**AIM:** Write out each line of the listing as it stands, without the images.

**MATERIAL PROVIDED:**
start

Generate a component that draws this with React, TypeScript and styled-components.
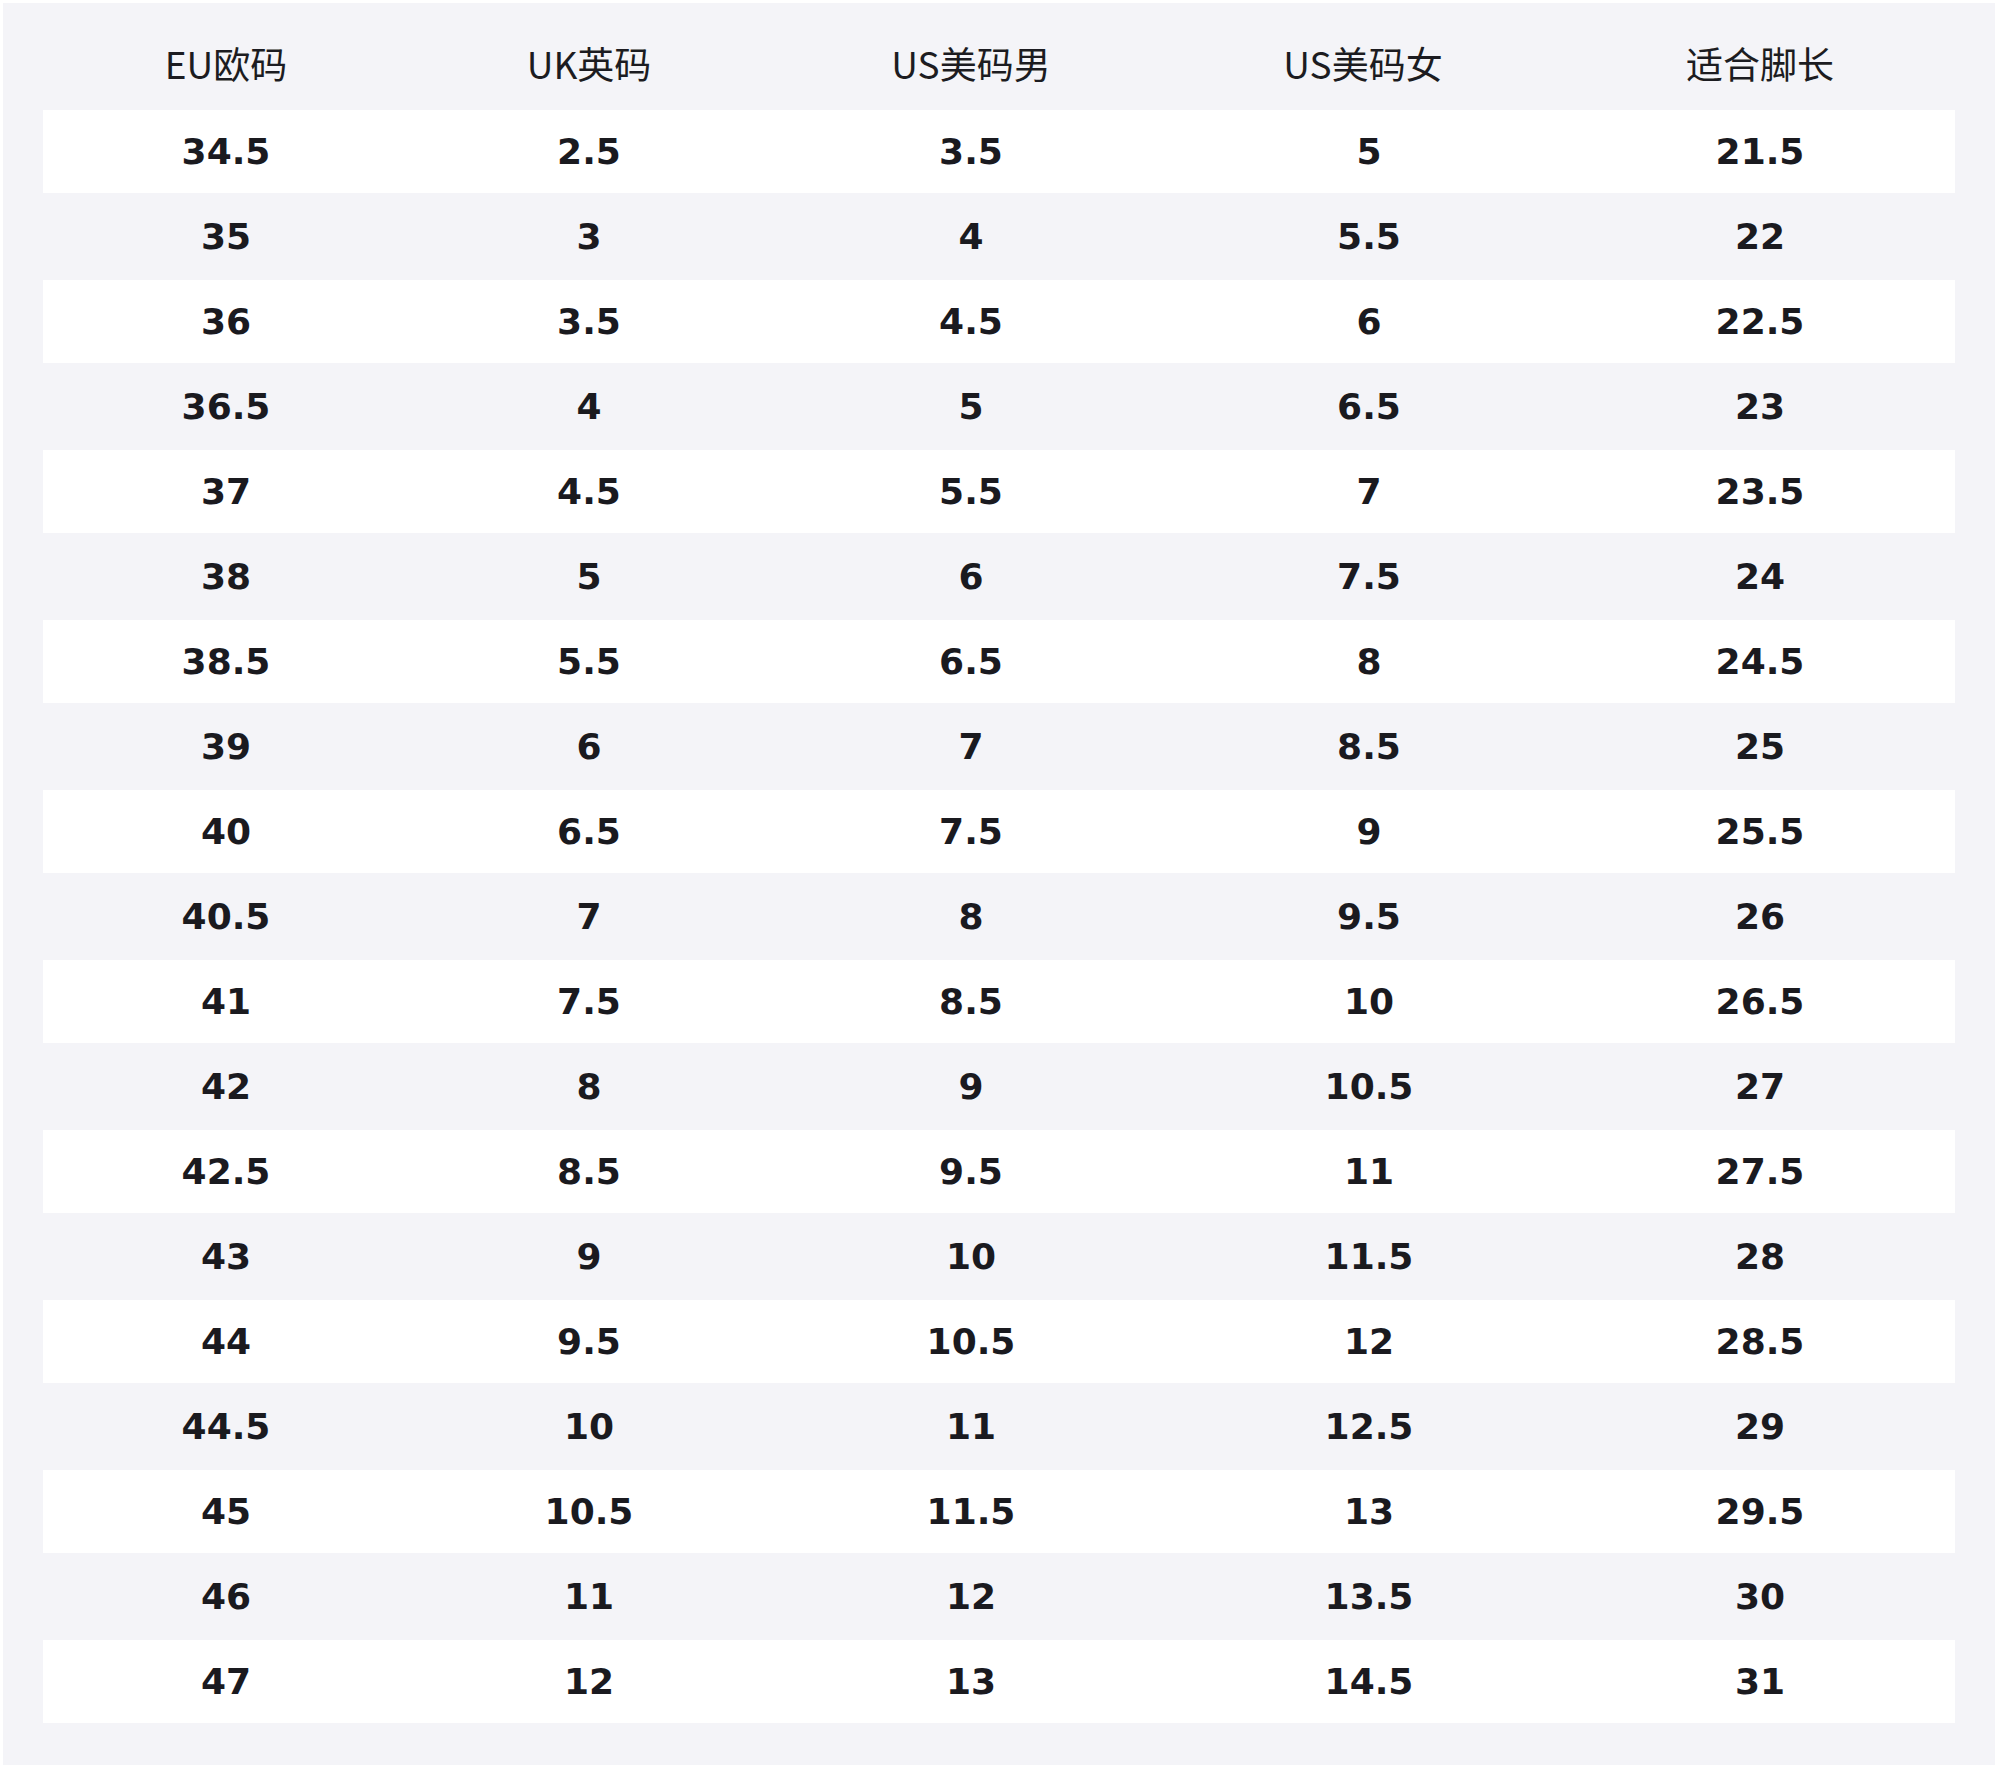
import React from "react";
import styled, { createGlobalStyle } from "styled-components";

const GlobalStyle = createGlobalStyle`
  html, body {
    margin: 0;
    padding: 0;
    background: #ffffff;
  }
  body {
    font-family: "DejaVu Sans", "Noto Sans CJK SC", sans-serif;
  }
`;

const Sheet = styled.div`
  margin: 3px;
  background: #f4f4f8;
  padding: 20px 40px 42px;
  display: flex;
  flex-direction: column;
`;

const COLS = "366fr 360fr 404fr 392fr 390fr";

const HeaderRow = styled.div`
  display: grid;
  grid-template-columns: ${COLS};
  height: 87px;
  box-sizing: border-box;
  padding-bottom: 6px;
  align-items: center;
`;

const HeaderCell = styled.div`
  text-align: center;
  font-family: "Noto Sans CJK SC", "Noto Sans", sans-serif;
  font-size: 37px;
  font-weight: 400;
  color: #1c1c21;
  line-height: 1;

  &:nth-child(4) {
    padding-right: 12px;
  }
`;

const Row = styled.div<{ $striped: boolean }>`
  display: grid;
  grid-template-columns: ${COLS};
  height: ${(p) => (p.$striped ? "83px" : "87px")};
  align-items: center;
  background: ${(p) => (p.$striped ? "#ffffff" : "transparent")};
`;

const Cell = styled.div`
  text-align: center;
  font-family: "DejaVu Sans", sans-serif;
  font-weight: 700;
  font-size: 36px;
  color: #1a1a1f;
  line-height: 1;
`;

const headers = ["EU欧码", "UK英码", "US美码男", "US美码女", "适合脚长"];

const data: string[][] = [
  ["34.5", "2.5", "3.5", "5", "21.5"],
  ["35", "3", "4", "5.5", "22"],
  ["36", "3.5", "4.5", "6", "22.5"],
  ["36.5", "4", "5", "6.5", "23"],
  ["37", "4.5", "5.5", "7", "23.5"],
  ["38", "5", "6", "7.5", "24"],
  ["38.5", "5.5", "6.5", "8", "24.5"],
  ["39", "6", "7", "8.5", "25"],
  ["40", "6.5", "7.5", "9", "25.5"],
  ["40.5", "7", "8", "9.5", "26"],
  ["41", "7.5", "8.5", "10", "26.5"],
  ["42", "8", "9", "10.5", "27"],
  ["42.5", "8.5", "9.5", "11", "27.5"],
  ["43", "9", "10", "11.5", "28"],
  ["44", "9.5", "10.5", "12", "28.5"],
  ["44.5", "10", "11", "12.5", "29"],
  ["45", "10.5", "11.5", "13", "29.5"],
  ["46", "11", "12", "13.5", "30"],
  ["47", "12", "13", "14.5", "31"],
];

export default function App() {
  return (
    <>
      <GlobalStyle />
      <Sheet>
        <HeaderRow>
          {headers.map((h) => (
            <HeaderCell key={h}>{h}</HeaderCell>
          ))}
        </HeaderRow>
        {data.map((row, i) => (
          <Row key={i} $striped={i % 2 === 0}>
            {row.map((v, j) => (
              <Cell key={j}>{v}</Cell>
            ))}
          </Row>
        ))}
      </Sheet>
    </>
  );
}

end

**RESULT:**
Generate a component that draws this with React, TypeScript and styled-components.
import React from "react";
import styled, { createGlobalStyle } from "styled-components";

const GlobalStyle = createGlobalStyle`
  html, body {
    margin: 0;
    padding: 0;
    background: #ffffff;
  }
  body {
    font-family: "DejaVu Sans", "Noto Sans CJK SC", sans-serif;
  }
`;

const Sheet = styled.div`
  margin: 3px;
  background: #f4f4f8;
  padding: 20px 40px 42px;
  display: flex;
  flex-direction: column;
`;

const COLS = "366fr 360fr 404fr 392fr 390fr";

const HeaderRow = styled.div`
  display: grid;
  grid-template-columns: ${COLS};
  height: 87px;
  box-sizing: border-box;
  padding-bottom: 6px;
  align-items: center;
`;

const HeaderCell = styled.div`
  text-align: center;
  font-family: "Noto Sans CJK SC", "Noto Sans", sans-serif;
  font-size: 37px;
  font-weight: 400;
  color: #1c1c21;
  line-height: 1;

  &:nth-child(4) {
    padding-right: 12px;
  }
`;

const Row = styled.div<{ $striped: boolean }>`
  display: grid;
  grid-template-columns: ${COLS};
  height: ${(p) => (p.$striped ? "83px" : "87px")};
  align-items: center;
  background: ${(p) => (p.$striped ? "#ffffff" : "transparent")};
`;

const Cell = styled.div`
  text-align: center;
  font-family: "DejaVu Sans", sans-serif;
  font-weight: 700;
  font-size: 36px;
  color: #1a1a1f;
  line-height: 1;
`;

const headers = ["EU欧码", "UK英码", "US美码男", "US美码女", "适合脚长"];

const data: string[][] = [
  ["34.5", "2.5", "3.5", "5", "21.5"],
  ["35", "3", "4", "5.5", "22"],
  ["36", "3.5", "4.5", "6", "22.5"],
  ["36.5", "4", "5", "6.5", "23"],
  ["37", "4.5", "5.5", "7", "23.5"],
  ["38", "5", "6", "7.5", "24"],
  ["38.5", "5.5", "6.5", "8", "24.5"],
  ["39", "6", "7", "8.5", "25"],
  ["40", "6.5", "7.5", "9", "25.5"],
  ["40.5", "7", "8", "9.5", "26"],
  ["41", "7.5", "8.5", "10", "26.5"],
  ["42", "8", "9", "10.5", "27"],
  ["42.5", "8.5", "9.5", "11", "27.5"],
  ["43", "9", "10", "11.5", "28"],
  ["44", "9.5", "10.5", "12", "28.5"],
  ["44.5", "10", "11", "12.5", "29"],
  ["45", "10.5", "11.5", "13", "29.5"],
  ["46", "11", "12", "13.5", "30"],
  ["47", "12", "13", "14.5", "31"],
];

export default function App() {
  return (
    <>
      <GlobalStyle />
      <Sheet>
        <HeaderRow>
          {headers.map((h) => (
            <HeaderCell key={h}>{h}</HeaderCell>
          ))}
        </HeaderRow>
        {data.map((row, i) => (
          <Row key={i} $striped={i % 2 === 0}>
            {row.map((v, j) => (
              <Cell key={j}>{v}</Cell>
            ))}
          </Row>
        ))}
      </Sheet>
    </>
  );
}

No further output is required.